Friday, June 13, 2003

This week's obsessions:
-- Bailey's on ice
-- Finding herb plants for my windowboxes
-- Suckering my tomato plants
-- Brushing the mats outta my cat's fur
-- Mojitos
-- Trying to arrange a group beach trip
-- Any cute boy within striking distance (and a few that aren't)
-- Massive Attack's new CD "100th Window"
-- Kettlebells
-- The hand drums track on Filter's "Take a Picture"
-- NIN's "The Perfect Drug" (a perennial favorite)
-- Staying out the bloody-goddamn-frickin rain!
-- Stila makeup

Thursday, June 12, 2003

Gorgeous, crackling thunderstorms going on right now...yes, I suppose I shouldn't be on the computer during a thunderstorm, but fuggit...

Monday, June 09, 2003

You may have seen the Weight Watchers Cards Circa 1974 before, but it won't kill you to look again. It's the funniest...

Saturday, June 07, 2003

Looking for a cheap, legal endorphin rush? Try chasing 800 mg. of ibuprofen with a cup of coffee and then have a highly efficient Russian aesthetician give you a Brazilian wax. Whhoooooooaaaaaaa....

Friday, June 06, 2003

Here is an interesting conversational icebreaker: When and where did you see your first porno?
In the I wish I had known this when Miss Rachel was in town category, on my morning walk I noticed that the building doorway of 242 S. 21st St. in Philly is marked by a marble plaque of a flying pig. She would have enjoyed seeing that...

Sunday, June 01, 2003

I must be the romantic scapegoat--I am doomed to remain unloved so that others might be blessed with happiness. I have greater empathy for Kali's attachment to fine shoes now...
Last night I got myself out of the house briefly and had a cocktail at Loie (pronounce it "LOW-ee") over by Rittenhouse Square. Loie is owned by the same person who opened Lucy's Hat Shop, a very popular restaurant and bar spot on Market Street in Philly.

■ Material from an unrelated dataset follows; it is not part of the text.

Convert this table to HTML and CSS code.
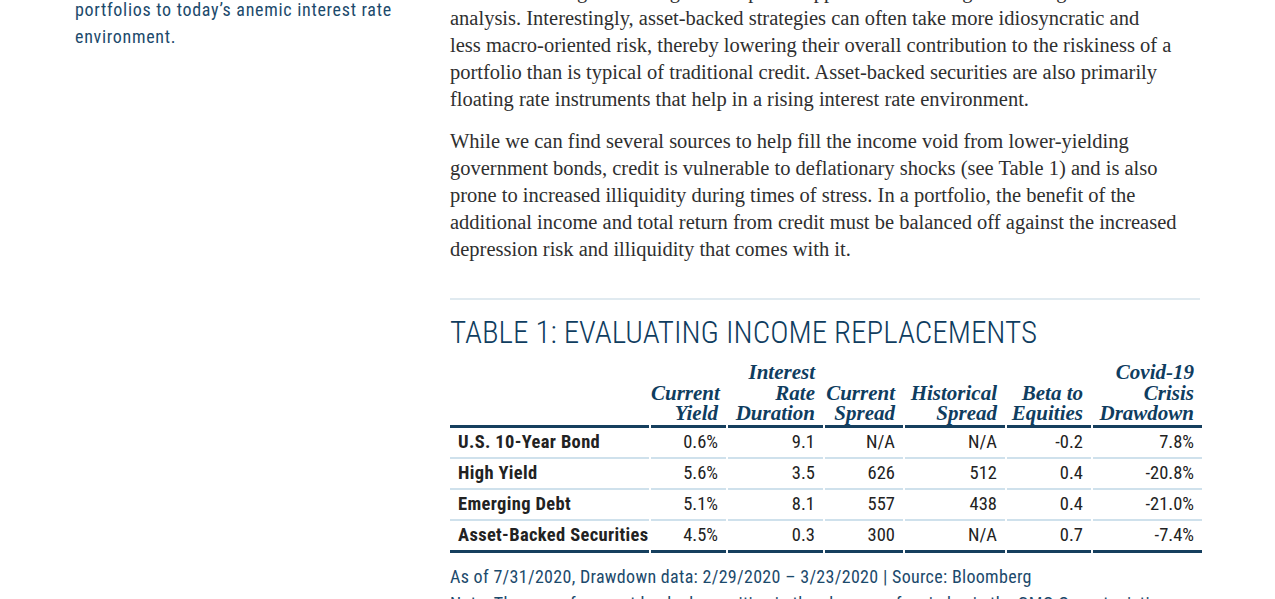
FILE: index.html
```html
<!DOCTYPE html>
<html lang="en">
<head>
<meta charset="utf-8">
<title>Evaluating Income Replacements</title>
<link rel="stylesheet" href="styles.css">
</head>
<body>
<div class="page">
  <aside class="sidebar">
    <p class="pullquote">Asset-backed strategies add resilience to portfolios to today’s anemic interest rate environment.</p>
  </aside>
  <main class="main">
    <p class="body-text">risk can be mitigated through a disciplined approach combining structuring with careful analysis. Interestingly, asset-backed strategies can often take more idiosyncratic and less&nbsp;macro-oriented risk, thereby lowering their overall contribution to the riskiness of a portfolio than is typical of traditional credit. Asset-backed securities are also primarily floating rate instruments that help in a rising interest rate environment.</p>
    <p class="body-text">While we can find several sources to help fill the income void from lower-yielding government bonds, credit is vulnerable to deflationary shocks (see Table 1) and is also prone to increased illiquidity during times of stress. In a portfolio, the benefit of the additional income and total return from credit must be balanced off against the increased depression risk and illiquidity that comes with it.</p>

    <section class="exhibit">
      <h2 class="exhibit-title">TABLE 1: EVALUATING INCOME REPLACEMENTS</h2>
      <table class="data-table">
        <thead>
          <tr>
            <th class="col-name"></th>
            <th>Current<br>Yield</th>
            <th>Interest<br>Rate<br>Duration</th>
            <th>Current<br>Spread</th>
            <th>Historical<br>Spread</th>
            <th>Beta to<br>Equities</th>
            <th>Covid-19<br>Crisis<br>Drawdown</th>
          </tr>
        </thead>
        <tbody>
          <tr>
            <td class="col-name">U.S. 10-Year Bond</td>
            <td>0.6%</td><td>9.1</td><td>N/A</td><td>N/A</td><td>-0.2</td><td>7.8%</td>
          </tr>
          <tr>
            <td class="col-name">High Yield</td>
            <td>5.6%</td><td>3.5</td><td>626</td><td>512</td><td>0.4</td><td>-20.8%</td>
          </tr>
          <tr>
            <td class="col-name">Emerging Debt</td>
            <td>5.1%</td><td>8.1</td><td>557</td><td>438</td><td>0.4</td><td>-21.0%</td>
          </tr>
          <tr>
            <td class="col-name">Asset-Backed Securities</td>
            <td>4.5%</td><td>0.3</td><td>300</td><td>N/A</td><td>0.7</td><td>-7.4%</td>
          </tr>
        </tbody>
      </table>
      <p class="caption">As of 7/31/2020, Drawdown data: 2/29/2020 – 3/23/2020 | Source: Bloomberg</p>
      <p class="caption">Note: The proxy for asset-backed securities in the absence of an index is the GMO Opportunistic Income Strategy.</p>
    </section>
  </main>
</div>
</body>
</html>
```

FILE: styles.css
```css
html, body {
  margin: 0;
  padding: 0;
  background: #ffffff;
}

.page {
  display: grid;
  grid-template-columns: 330px 750px;
  column-gap: 45px;
  padding-left: 75px;
  margin-top: -31px;
}

.pullquote {
  margin: 0;
  font-family: Roboto, "Liberation Sans", sans-serif;
  font-stretch: 75%;
  font-size: 18px;
  line-height: 27px;
  letter-spacing: 0.7px;
  color: #1c4a6c;
}

.main {
  padding-top: 9px;
}

.body-text {
  margin: 0 0 15px;
  font-family: "Liberation Serif", serif;
  font-size: 20.5px;
  line-height: 27px;
  color: #2f2f2f;
}

.exhibit {
  margin-top: 35px;
  border-top: 2px solid #e0eaf0;
  padding-top: 15px;
}

.exhibit-title {
  margin: 0 0 11px;
  font-family: Roboto, "Liberation Sans", sans-serif;
  font-stretch: 75%;
  font-weight: 300;
  font-size: 31px;
  line-height: 36px;
  letter-spacing: 0;
  color: #0f3d5f;
}

.data-table {
  table-layout: fixed;
  border-collapse: separate;
  border-spacing: 2px 0;
  margin: 0 -2px;
  width: 756px;
}

.data-table th,
.data-table td {
  box-sizing: border-box;
  white-space: nowrap;
}

.data-table th {
  font-family: "Liberation Serif", serif;
  font-style: italic;
  font-weight: bold;
  font-size: 21px;
  line-height: 20.5px;
  color: #0f3d5f;
  text-align: right;
  vertical-align: bottom;
  padding: 0 8px 1px 0;
  border-bottom: 3px solid #163f5e;
}

.data-table td {
  font-family: Roboto, "Liberation Sans", sans-serif;
  font-stretch: 87.5%;
  font-size: 18.5px;
  line-height: 29px;
  color: #222222;
  text-align: right;
  padding: 0 8px 0 0;
  border-bottom: 2px solid #cfe1ec;
}

.data-table th:nth-child(1) { width: 199px; }
.data-table th:nth-child(2) { width: 75px; }
.data-table th:nth-child(3) { width: 95px; }
.data-table th:nth-child(4) { width: 78px; }
.data-table th:nth-child(5) { width: 100px; }
.data-table th:nth-child(6) { width: 84px; }
.data-table th:nth-child(7) { width: 109px; }

.data-table td.col-name {
  text-align: left;
  padding-left: 8px;
  font-weight: bold;
  font-stretch: 75%;
  letter-spacing: 0.35px;
}

.data-table tbody tr:last-child td {
  border-bottom: 3px solid #163f5e;
}

.caption {
  margin: 10px 0 0;
  font-family: Roboto, "Liberation Sans", sans-serif;
  font-stretch: 75%;
  font-size: 18px;
  line-height: 27px;
  letter-spacing: 0.3px;
  color: #1c4a6c;
}

.caption + .caption {
  margin-top: 0;
}
```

Loie is smaller, more intimate, and from what I've heard on the street has very good French brasserie food. My personal attraction to Loie is both the proximity to my apartment, as well as its fine pool table in the back room.

However, with Loie's preponderance of gorgeous twenty-somethings, I have to be feeling pretty put-together to go over by myself of an evening. I have girlfriends who blanch at bit at my willingness to go out on the town all alone. Well, what am I going to do? Sit at home and wait for new friends to walk in my front door? It's kind of a necessity that I go out alone a good part of the time, but even so, I'm not doing it constantly. If I'm not feeling especially sociable or attractive, I will spare the world and stay at home.

Last night, I was mostly in the mood to work on my pool game. I haven't played in 6 months and, if nothing else, getting in on a pool game is one avenue to conversing with other people. Unfortunately, some older British guy who was into his cups and had a noticeable facial tick was trying to chat me up, making me less comfortable about hanging around and watching the following games once I lost the table.

Naturally, the rain had started again while I was in the bar and I had left my umbrella at home. Goddamn this weather lately.